→ Goal of the exercise: Copy all of the material exactly. Pictures are not to appear in the copy.
** begin Dataset rows **
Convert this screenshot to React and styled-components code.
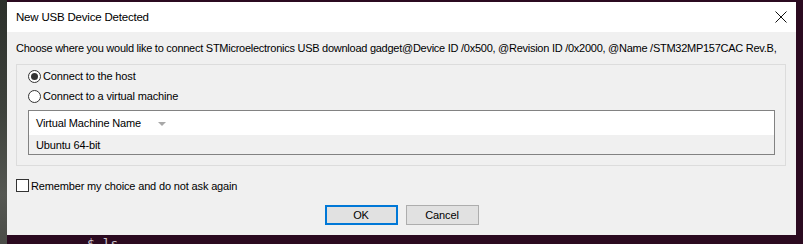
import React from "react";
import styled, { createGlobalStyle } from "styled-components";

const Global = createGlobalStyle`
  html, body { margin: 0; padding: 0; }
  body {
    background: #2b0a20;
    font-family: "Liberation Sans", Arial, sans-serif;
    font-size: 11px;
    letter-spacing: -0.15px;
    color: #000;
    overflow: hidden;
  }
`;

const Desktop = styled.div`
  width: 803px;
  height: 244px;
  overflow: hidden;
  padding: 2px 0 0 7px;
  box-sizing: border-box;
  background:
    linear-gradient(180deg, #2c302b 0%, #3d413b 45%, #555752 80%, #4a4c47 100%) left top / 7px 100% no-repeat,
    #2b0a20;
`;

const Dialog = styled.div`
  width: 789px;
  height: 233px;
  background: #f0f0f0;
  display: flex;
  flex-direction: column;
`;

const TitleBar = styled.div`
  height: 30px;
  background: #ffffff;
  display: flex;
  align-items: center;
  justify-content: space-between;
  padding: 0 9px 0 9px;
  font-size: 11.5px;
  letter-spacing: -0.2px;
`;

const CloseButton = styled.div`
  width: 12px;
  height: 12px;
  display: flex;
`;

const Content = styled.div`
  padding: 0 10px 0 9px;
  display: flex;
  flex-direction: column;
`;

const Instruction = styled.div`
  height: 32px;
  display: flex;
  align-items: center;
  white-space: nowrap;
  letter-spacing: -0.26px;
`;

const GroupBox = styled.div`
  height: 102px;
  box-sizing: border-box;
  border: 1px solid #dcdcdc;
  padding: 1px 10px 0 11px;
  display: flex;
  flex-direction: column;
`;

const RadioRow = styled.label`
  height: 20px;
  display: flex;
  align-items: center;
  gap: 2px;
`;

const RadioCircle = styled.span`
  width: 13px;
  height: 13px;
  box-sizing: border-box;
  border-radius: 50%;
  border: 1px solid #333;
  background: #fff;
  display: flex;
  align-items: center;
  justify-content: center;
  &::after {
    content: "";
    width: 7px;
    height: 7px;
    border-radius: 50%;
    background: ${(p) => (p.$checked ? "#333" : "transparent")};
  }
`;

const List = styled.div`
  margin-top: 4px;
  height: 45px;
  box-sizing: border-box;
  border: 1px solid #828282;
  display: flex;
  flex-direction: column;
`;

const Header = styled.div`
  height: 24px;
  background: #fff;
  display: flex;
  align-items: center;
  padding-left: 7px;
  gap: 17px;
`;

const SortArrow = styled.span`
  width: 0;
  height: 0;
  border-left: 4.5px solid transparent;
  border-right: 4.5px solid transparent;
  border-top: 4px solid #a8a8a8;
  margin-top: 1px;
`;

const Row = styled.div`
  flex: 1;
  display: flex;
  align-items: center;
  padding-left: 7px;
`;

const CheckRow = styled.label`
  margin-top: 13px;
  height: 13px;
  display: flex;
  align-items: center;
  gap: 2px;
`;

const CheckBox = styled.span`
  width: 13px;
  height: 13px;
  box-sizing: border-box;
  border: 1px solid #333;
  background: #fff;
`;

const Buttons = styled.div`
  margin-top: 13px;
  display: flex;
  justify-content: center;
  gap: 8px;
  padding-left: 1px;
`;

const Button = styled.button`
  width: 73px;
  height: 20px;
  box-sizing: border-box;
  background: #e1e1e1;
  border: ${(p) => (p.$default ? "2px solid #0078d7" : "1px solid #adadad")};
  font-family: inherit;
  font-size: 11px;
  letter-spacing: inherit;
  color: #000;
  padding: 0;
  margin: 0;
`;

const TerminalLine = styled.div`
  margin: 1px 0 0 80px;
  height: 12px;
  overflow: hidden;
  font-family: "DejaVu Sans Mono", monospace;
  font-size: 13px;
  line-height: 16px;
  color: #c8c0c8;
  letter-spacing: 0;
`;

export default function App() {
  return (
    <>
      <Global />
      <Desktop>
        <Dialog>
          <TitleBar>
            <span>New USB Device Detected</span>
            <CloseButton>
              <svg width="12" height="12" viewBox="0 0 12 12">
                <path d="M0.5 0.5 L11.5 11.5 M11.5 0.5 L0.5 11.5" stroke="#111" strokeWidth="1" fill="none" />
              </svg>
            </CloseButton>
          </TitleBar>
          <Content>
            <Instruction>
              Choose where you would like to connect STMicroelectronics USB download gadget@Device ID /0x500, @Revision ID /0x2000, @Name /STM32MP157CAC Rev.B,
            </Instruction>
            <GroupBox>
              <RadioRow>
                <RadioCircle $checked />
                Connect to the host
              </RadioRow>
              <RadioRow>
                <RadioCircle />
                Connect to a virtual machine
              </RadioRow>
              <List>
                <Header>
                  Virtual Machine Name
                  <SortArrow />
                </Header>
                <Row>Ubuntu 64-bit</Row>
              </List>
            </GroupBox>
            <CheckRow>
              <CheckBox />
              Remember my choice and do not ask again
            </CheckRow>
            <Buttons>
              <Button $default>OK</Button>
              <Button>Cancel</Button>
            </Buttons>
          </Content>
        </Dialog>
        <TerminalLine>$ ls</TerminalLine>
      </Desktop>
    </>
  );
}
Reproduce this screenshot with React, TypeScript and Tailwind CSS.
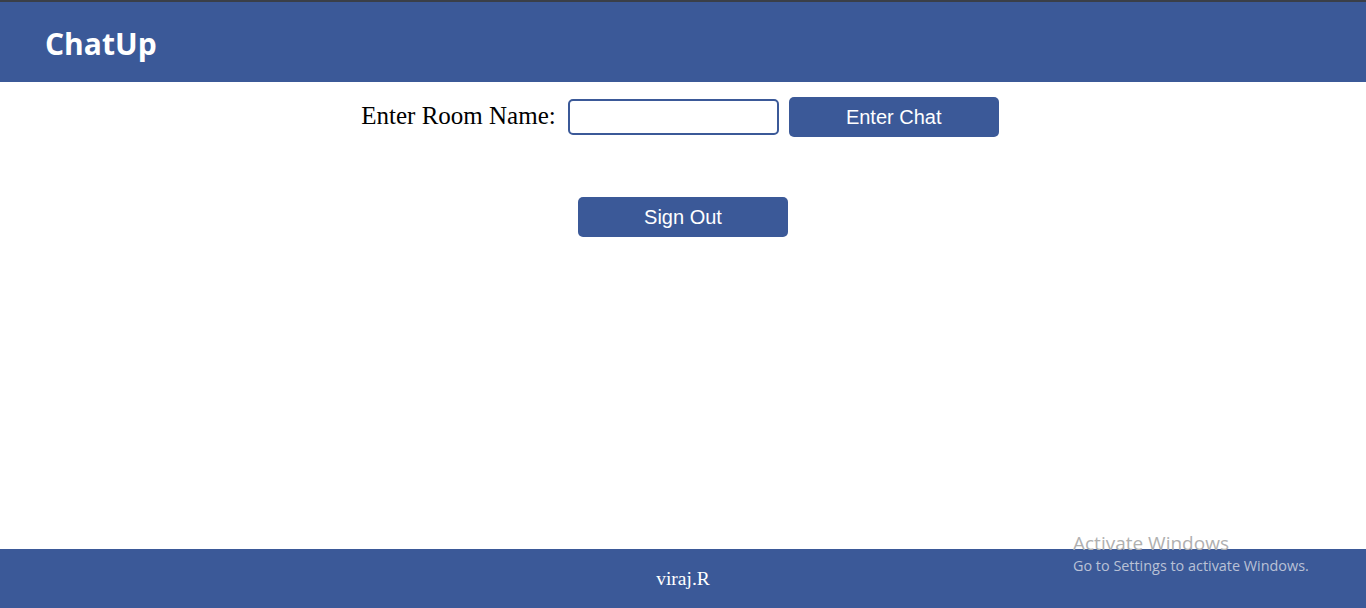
** end Dataset rows **
→ In response:
Convert this screenshot to React and styled-components code.
import React from "react";
import styled, { createGlobalStyle } from "styled-components";

const Global = createGlobalStyle`
  html, body { margin: 0; padding: 0; }
  body {
    background: #2b0a20;
    font-family: "Liberation Sans", Arial, sans-serif;
    font-size: 11px;
    letter-spacing: -0.15px;
    color: #000;
    overflow: hidden;
  }
`;

const Desktop = styled.div`
  width: 803px;
  height: 244px;
  overflow: hidden;
  padding: 2px 0 0 7px;
  box-sizing: border-box;
  background:
    linear-gradient(180deg, #2c302b 0%, #3d413b 45%, #555752 80%, #4a4c47 100%) left top / 7px 100% no-repeat,
    #2b0a20;
`;

const Dialog = styled.div`
  width: 789px;
  height: 233px;
  background: #f0f0f0;
  display: flex;
  flex-direction: column;
`;

const TitleBar = styled.div`
  height: 30px;
  background: #ffffff;
  display: flex;
  align-items: center;
  justify-content: space-between;
  padding: 0 9px 0 9px;
  font-size: 11.5px;
  letter-spacing: -0.2px;
`;

const CloseButton = styled.div`
  width: 12px;
  height: 12px;
  display: flex;
`;

const Content = styled.div`
  padding: 0 10px 0 9px;
  display: flex;
  flex-direction: column;
`;

const Instruction = styled.div`
  height: 32px;
  display: flex;
  align-items: center;
  white-space: nowrap;
  letter-spacing: -0.26px;
`;

const GroupBox = styled.div`
  height: 102px;
  box-sizing: border-box;
  border: 1px solid #dcdcdc;
  padding: 1px 10px 0 11px;
  display: flex;
  flex-direction: column;
`;

const RadioRow = styled.label`
  height: 20px;
  display: flex;
  align-items: center;
  gap: 2px;
`;

const RadioCircle = styled.span`
  width: 13px;
  height: 13px;
  box-sizing: border-box;
  border-radius: 50%;
  border: 1px solid #333;
  background: #fff;
  display: flex;
  align-items: center;
  justify-content: center;
  &::after {
    content: "";
    width: 7px;
    height: 7px;
    border-radius: 50%;
    background: ${(p) => (p.$checked ? "#333" : "transparent")};
  }
`;

const List = styled.div`
  margin-top: 4px;
  height: 45px;
  box-sizing: border-box;
  border: 1px solid #828282;
  display: flex;
  flex-direction: column;
`;

const Header = styled.div`
  height: 24px;
  background: #fff;
  display: flex;
  align-items: center;
  padding-left: 7px;
  gap: 17px;
`;

const SortArrow = styled.span`
  width: 0;
  height: 0;
  border-left: 4.5px solid transparent;
  border-right: 4.5px solid transparent;
  border-top: 4px solid #a8a8a8;
  margin-top: 1px;
`;

const Row = styled.div`
  flex: 1;
  display: flex;
  align-items: center;
  padding-left: 7px;
`;

const CheckRow = styled.label`
  margin-top: 13px;
  height: 13px;
  display: flex;
  align-items: center;
  gap: 2px;
`;

const CheckBox = styled.span`
  width: 13px;
  height: 13px;
  box-sizing: border-box;
  border: 1px solid #333;
  background: #fff;
`;

const Buttons = styled.div`
  margin-top: 13px;
  display: flex;
  justify-content: center;
  gap: 8px;
  padding-left: 1px;
`;

const Button = styled.button`
  width: 73px;
  height: 20px;
  box-sizing: border-box;
  background: #e1e1e1;
  border: ${(p) => (p.$default ? "2px solid #0078d7" : "1px solid #adadad")};
  font-family: inherit;
  font-size: 11px;
  letter-spacing: inherit;
  color: #000;
  padding: 0;
  margin: 0;
`;

const TerminalLine = styled.div`
  margin: 1px 0 0 80px;
  height: 12px;
  overflow: hidden;
  font-family: "DejaVu Sans Mono", monospace;
  font-size: 13px;
  line-height: 16px;
  color: #c8c0c8;
  letter-spacing: 0;
`;

export default function App() {
  return (
    <>
      <Global />
      <Desktop>
        <Dialog>
          <TitleBar>
            <span>New USB Device Detected</span>
            <CloseButton>
              <svg width="12" height="12" viewBox="0 0 12 12">
                <path d="M0.5 0.5 L11.5 11.5 M11.5 0.5 L0.5 11.5" stroke="#111" strokeWidth="1" fill="none" />
              </svg>
            </CloseButton>
          </TitleBar>
          <Content>
            <Instruction>
              Choose where you would like to connect STMicroelectronics USB download gadget@Device ID /0x500, @Revision ID /0x2000, @Name /STM32MP157CAC Rev.B,
            </Instruction>
            <GroupBox>
              <RadioRow>
                <RadioCircle $checked />
                Connect to the host
              </RadioRow>
              <RadioRow>
                <RadioCircle />
                Connect to a virtual machine
              </RadioRow>
              <List>
                <Header>
                  Virtual Machine Name
                  <SortArrow />
                </Header>
                <Row>Ubuntu 64-bit</Row>
              </List>
            </GroupBox>
            <CheckRow>
              <CheckBox />
              Remember my choice and do not ask again
            </CheckRow>
            <Buttons>
              <Button $default>OK</Button>
              <Button>Cancel</Button>
            </Buttons>
          </Content>
        </Dialog>
        <TerminalLine>$ ls</TerminalLine>
      </Desktop>
    </>
  );
}
Reproduce this screenshot with React, TypeScript and Tailwind CSS.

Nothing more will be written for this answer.